Com tanto tipo diferente de café como podemos garantir a qualidade? Foi em 2004 que a Associação Brasileira da Indústria do Café (ABIC) criou o Programa de Qualidade do Café – PQC. A idéia é simples: um consumidor satisfeito consome mais e para que haja satisfação tem que existir qualidade.

São no total quatro selos de qualidade diferentes e, para identificá-los, basta olhar no verso do pacote de café. Todos os cafés que contêm o selo da ABIC são cafés que respeitam as normas de qualidade instituído pela organização.

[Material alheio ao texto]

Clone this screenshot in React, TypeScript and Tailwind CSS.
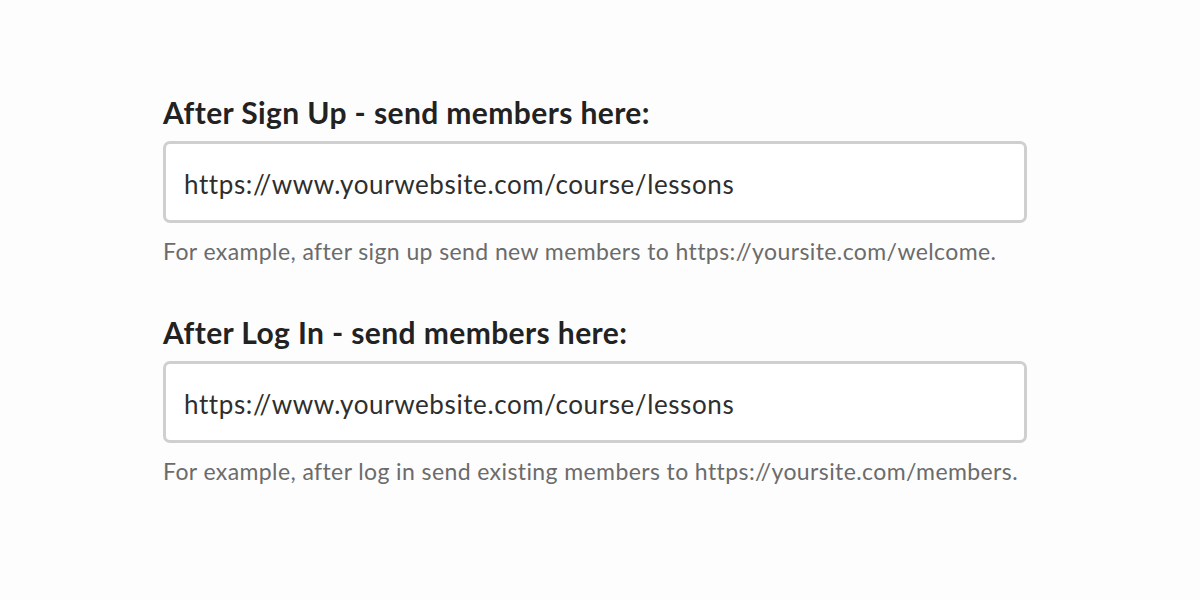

A avaliação da qualidade da bebida café é feita por provadores treinados em laboratórios credenciados por meio de análise sensorial e  leva em conta aroma, acidez, corpo, adstringência , fragrância do pó e amargor, entre outras características. “ ABIC

Cafés tradicionais e Extrafortes

  • Sua composição são blends de cafés diferentes podendo ter arábica, conilon/robusta;
  • São cafés de baixo custo;
  • Os cafés tradicionais podem ter até 20% de defeito em peso de grãos;
  • Embalagem é a vácuo ou tipo almofada;

Café superior

  • Máximo de 10% de defeito;
  • Embalagem é a vácuo ou válvula;
  • Pode ser composto por blends de arábica e conilon;
  • Sabor mais acentuado e de qualidade;

Café gourmet

  • São cafés sem nenhum defeito;
  • 100% de café tipo arábica;
  • Embalagem a vácuo ou valvuladas
  • Sabor, PH e aroma de qualidade excelente;
  • É possível perceber notas e aromas frutados, acastanhados e ou achocolatados;

Café com gosto de fruta? Como assim?

 

“Qual o gosto do seu café?”

Essa pergunta é sincera mesmo. Qual o sabor do café? É possível definir um sabor? 

Café tem gosto de café, assim como água tem gosto de água.

Eu tenho certeza que as pessoas que chegaram até aqui concordam com tal afirmação. Café tem gosto de café. Alguns acrescentariam elogios ou críticas ao café, mas eu não tô aqui pra dizer o óbvio. 

A Roda de Sabores do Provador de Café foi atualizada em 2016. A roda é fruto de um trabalho conjunto de pesquisadores, especialistas sensoriais, provadores de café e torrefação. Estes profissionais tiveram o apoio da World Coffee Research (WCR), uma organização de pesquisa científica que promove projetos que buscam a melhoria da vida dos produtores de café. Além da WCR, a pesquisa também teve apoio da Specialty Coffee Association of America (SCAA), a Associação Americana de Cafés Especiais.

O resultado vocês podem visualizar na imagem abaixo. (Um dia eu tive a curiosidade de contar os grandes grupos e passou de 80 sabores e aromas. Isso porque café é tudo igual… Imagino eu se não fosse.)

Pode parecer uma distopia estranha um café com sabor de framboesa, mas existe! Eu mesma já provei um café nesse estilo e não é algo que lembre levemente, não! É gosto de framboesa mesmo! Aquele azedinho característico e o aroma floral tomando o paladar e olfato em uma experiência única!

Obviamente o café tradicional e extraforte vocês não vão conseguir sentir as nuances de sabor, pois há uma presença de defeitos por quilo do café, além de serem cafés de torra escura (quiças queimada) para mascarar o sabor dos defeitos. Os companheiros do café, o leite e o açúcar, também acabam mascarando o real gosto do mesmo.

Reparem bem, não sou só eu que estou afirmando que existem cafés com gostos diversos. Há organizações mundiais de pesquisa sobre o tema, vale dar uma chance para a ciência e provar um cafezinho gourmet diferente para testar.

Há vida no café sem açúcar!

Ali em cima eu comentei que o café arábica tem a porcentagem de açúcar maior do que o conilon, como os cafés gourmets são compostos somente por cafés arábicas muitos tipos de grãos já são extremamente doces e NÃO precisam de açúcar.

Pode parecer pegadinha, mas eu proponho que vocês façam uma experiência qualquer dia deste. Vão em uma cafeteria boa, deem uma olhada no cardápio de cafés gourmets e especiais. A experiência se assemelha a escolha de um bom vinho. Reparem nas notas descritas, doçura e intensidade. Quando chegar o café, tirem um momento para apreciar seu aroma, dêem o primeiro gole sem acréscimo de nada. Sem leite, sem açúcar, sem nada. Permitam-se descobrir os sabores e aromas descritos na Roda. Se não tiver diferença, você põe o açúcar e termina o café normal.

Referências: Associação Brasileira de Industrias de Café 

MARCELINA, Concetta; COUTO, Cristina. Sou barista. São Paulo: Editora Senac São Paulo, 2018.

Apostilas do Curso Básico e Avançado de formação do Barista. Centro de Preparação de Café – Museu do Café. Santos – SP. 2019.